The conversation and the cart path turned as we came upon the third hole at Hamilton Farm Golf Club where rookie sensation Paula Creamer was suffering through comments like this from one of the guys in her pro-am group after his buddy left a birdie putt short: "Hey, you oughta be playing on the ladies' tour!" The chauvinist pig promptly stepped up and yanked his attempt a good Buick-length left of the hole. And then Creamer "chau"-ed him a thing or two by ramming hers right in the heart to rescue the team from par.

This tournament aired on The Golf Channel Thursday and Friday but was produced by CBS, which carried the weekend rounds. That meant I got to again work with my friend and the head of CBS golf, Lance Barrow, aka "The Round Mound of the TV Compound."

Before our first telecast, we discussed ideas for the show. Sort of. When I tried to make a suggestion, Lance proved he wasn't cutting any slack to his fellow Abilene Christian alum by scoffing, "I don't know who you been working with, but you let me worry about what we're going to do." I assumed he was kidding, so during rehearsal I offered my own good-natured jab in his direction, only to have him fire back, "Watch it. I'll come up there (to the booth). Don't think I won't. I don't know who you been working with, but I'll come up there and take care of things if that's what it takes..."

Gulp. Lance is a former football player, who's still big enough to squish me in his loafers. At that point, I wasn't so sure he was kidding. But he was. I think. I hope.
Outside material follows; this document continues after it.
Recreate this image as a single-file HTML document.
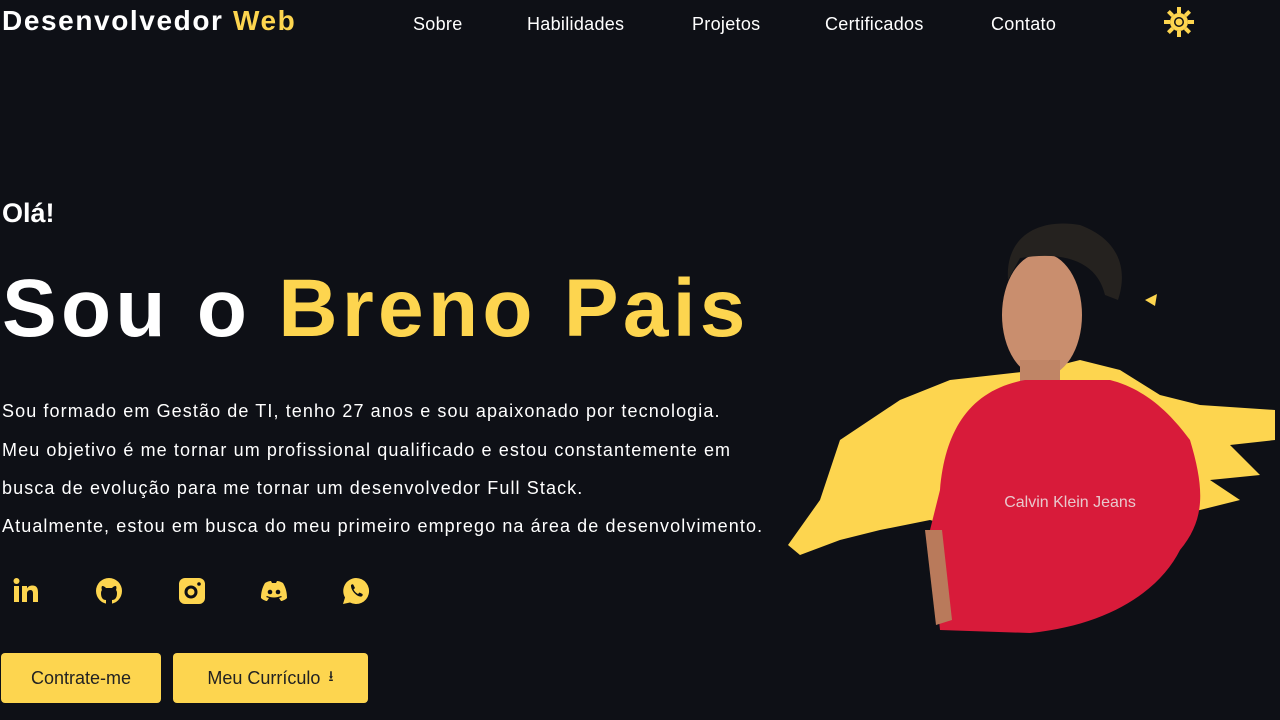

The week ended with one final full-serve fill up and the check-in at Newark International Airport where the sign for all of the carriers running out of Terminal B listed Ethiopian Airlines immediately above Hooters Air. My first thought was that the passenger perks must be a tad different. My second thought was that Addis Ababa is either the capital of Ethiopia or what a guy at Hooters stammers as he simultaneously ogles his server and snarfs his wings.

Alas, I flew plain old American Airlines back home as my birthweek celebration concluded. But knowing such a beautiful wife and three precious kids were waiting for me when I walked through the door, I figured every day is like a birthday.